Nel 2016 il fervore iconoclasta dei 5Stelle bruciò sul rogo dei NO le Olimpiadi a Roma del 2024.
Un gesto di vigliaccheria politica che umiliò il nostro Paese rafforzando l’orrido cliché della presunta inevitabile corruzione degli italiani e della loro altrettanto presunta incapacità di gestire eventi mondiali.
Ci voleva uno statista di caratura internazionale come Draghi per rovesciare quel vergognoso autodafè imposto dai populisti e dire, alto e forte, che l’Italia rivendica il suo ruolo di grande potenza civile e culturale oltre che economica e che ha tutte le carte in regola per organizzare manifestazioni di grande prestigio. Candidare Roma per l’Expo2030, dopo il grande successo di Milano nel 2015, è un segnale di svolta. Il nostro Paese vuol tornare ad essere una nazione che non si vergogna di sè, non ha paura di essere se stessa e non si sottrae alle sfide più complesse.
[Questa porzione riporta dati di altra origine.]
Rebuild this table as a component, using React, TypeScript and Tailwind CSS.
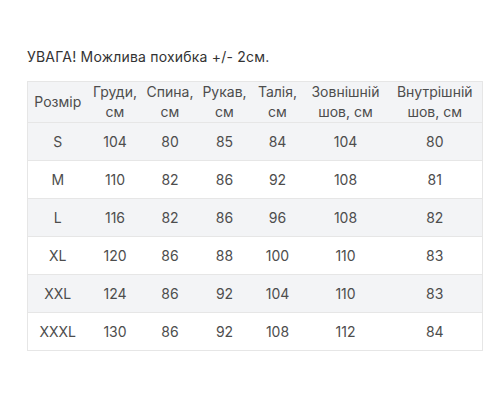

In questo contesto è cruciale il ruolo della Capitale: umiliata, degradata a brutta copia di sé stessa, percepita come un suk dove regnano caos, sporcizia, sciatteria. Con I cinghiali eretti a simbolo dell’abbandono e del non-governo della città. Il prossimo sindaco di Roma dovrà misurarsi con problemi enormi, ma avrà a Palazzo Chigi un leader forte che vuole “salvare” Roma e farla tornare a volare alto. Nel 2025 ci sarà il Giubileo. Se nel 2030 si svolgesse l’Expo, Roma avrebbe un decennio di grandi risorse per ripensare se stessa da cima a fondo e realizzare opere che da 50 anni aspettano di essere progettate e attuate. La capitale è sempre il simbolo di un Paese. L’Italia che rinasce dopo il Covid ha bisogno di una Roma che rialza la testa dalle ceneri dei Neroni del terzo millennio.